The Air Force has been launching manned air strikes against ISIS from Incirlik since August . In April, the spokesman for Combined Joint Task Force-Operation Inherent Resolve said there were more combat aircraft and capabilities available for the fight against ISIS, including B-52s, A-10s, and Marine Corps EA-6B Prowlers deployed to Incirlik.
But despite the closure this weekend of the key Turkish bases, US Centra Command was able to adjust flight operations elsewhere so it would not impact the campaign against ISIS in Iraq and Syria, the defense official said.
US and coalition forces conducted 12 air strikes in Syria and 11 in Iraq on Sunday, according to the Department of Defense.
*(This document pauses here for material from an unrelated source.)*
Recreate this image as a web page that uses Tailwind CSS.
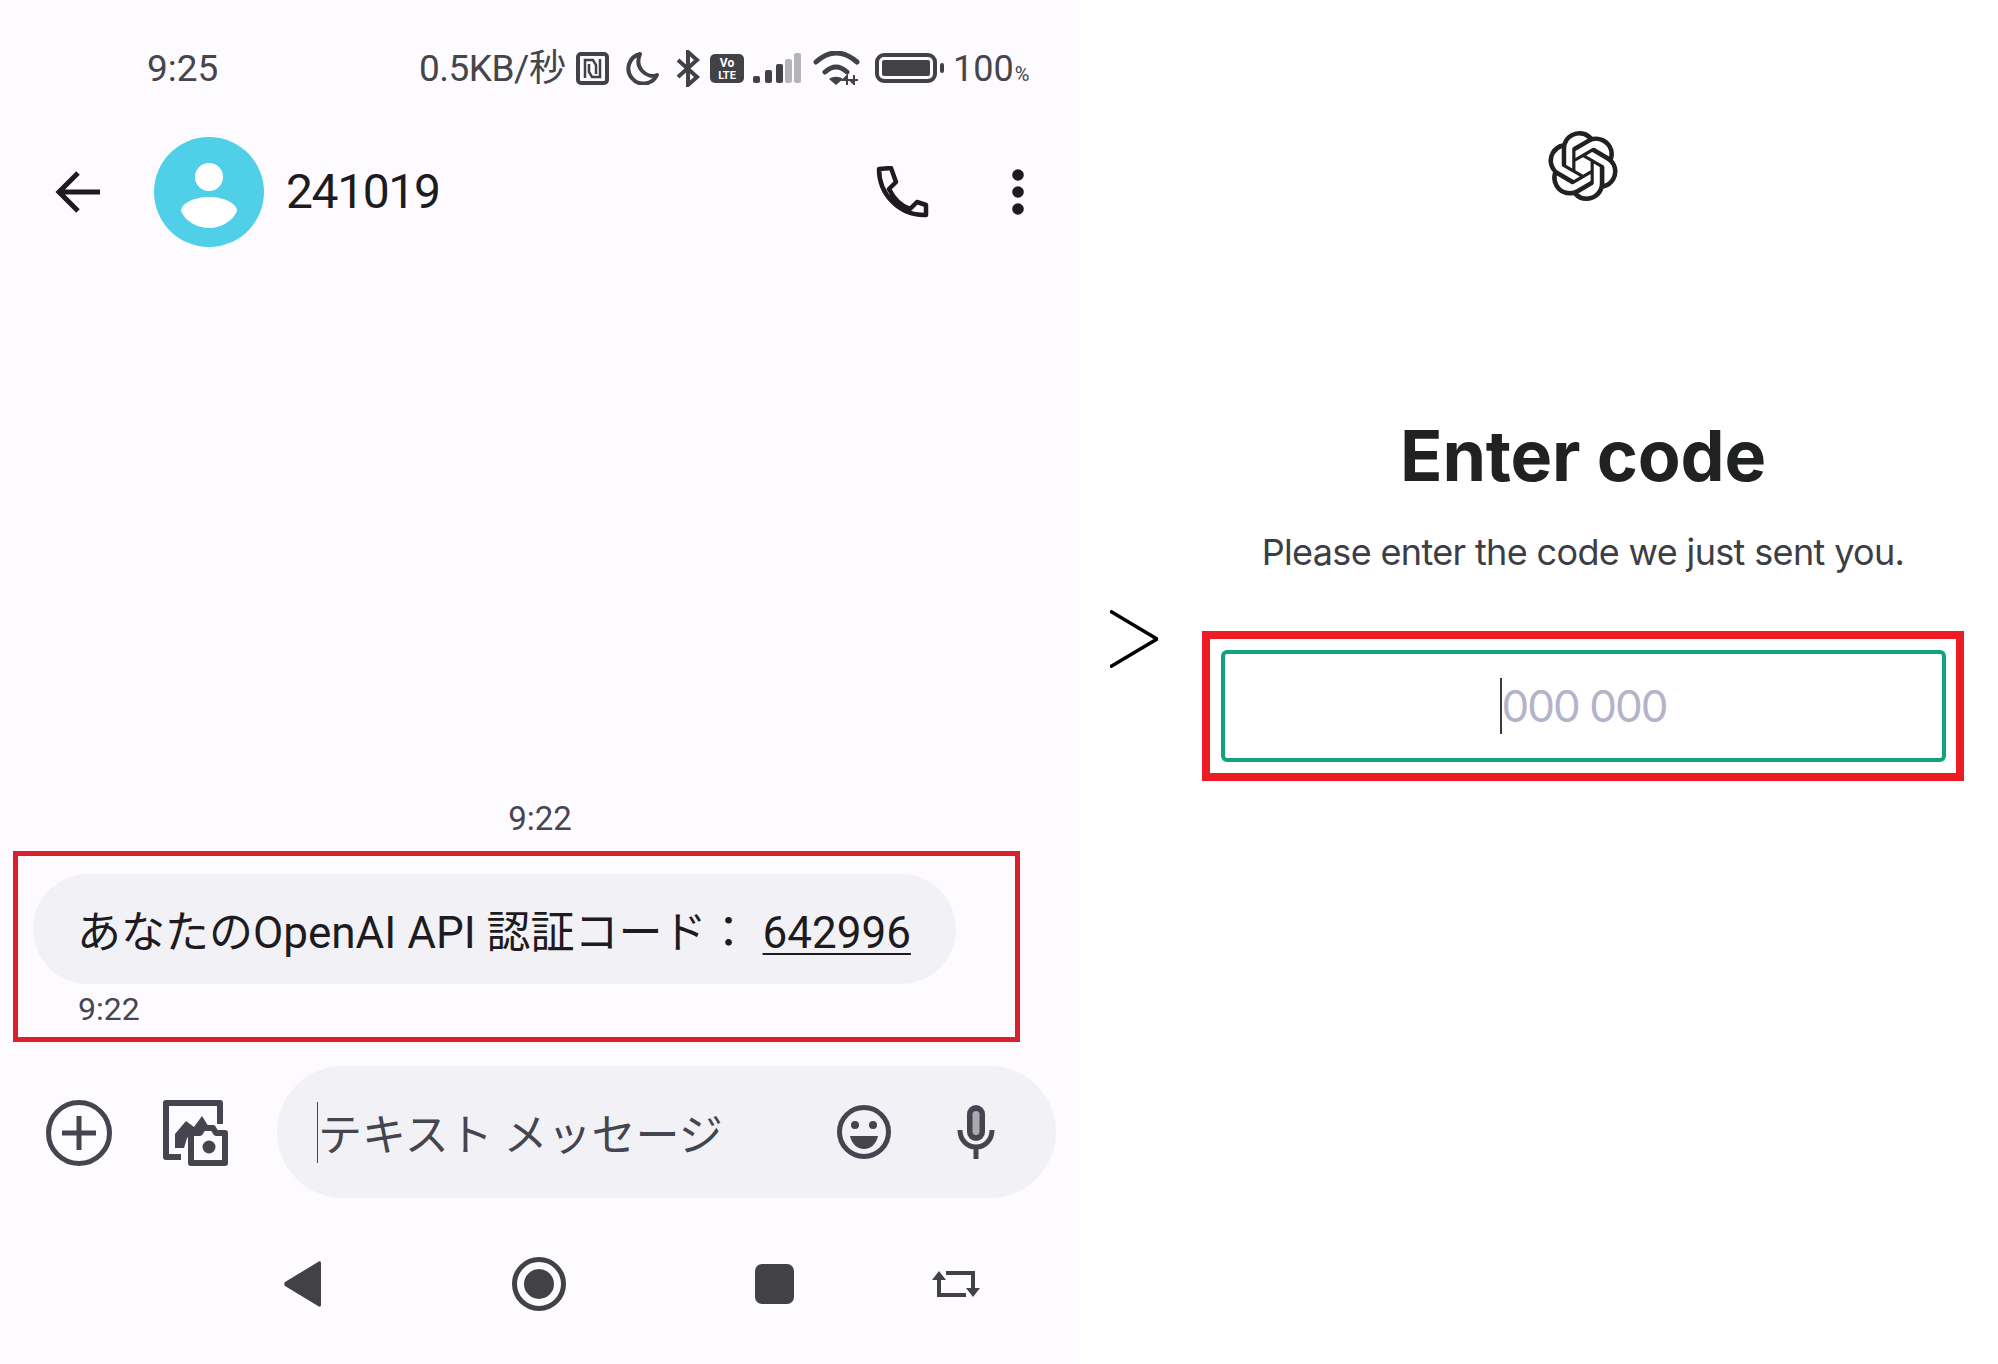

The Syria strikes destroyed ISIS oil wellheads and 22 ISIS fighting positions, while the Iraq strikes hit several ISIS tactical units and destroyed mortar systems, fighting positions, tunnel entrances, and two ISIS headquarters buildings.
As of Monday afternoon local time, Incirlik Air Base was still running on backup power but was able to sustain operations, the official said.
“Base officials are working with our Turkish allies to restore commercial power following the disruption on Saturday,” the official said.
No Defense Department personnel were harmed, the defense official said.
The US government in September paid for the families of US troops stationed at Incirlik or the US consulate in Adana, Turkey, to fly out of the country. In October, EUCOM announced travel restrictions to Turkey for all service members, civilians, and dependents, and those restrictions remain in place as the command considers the appropriate reaction to the security situation there, the defense official said.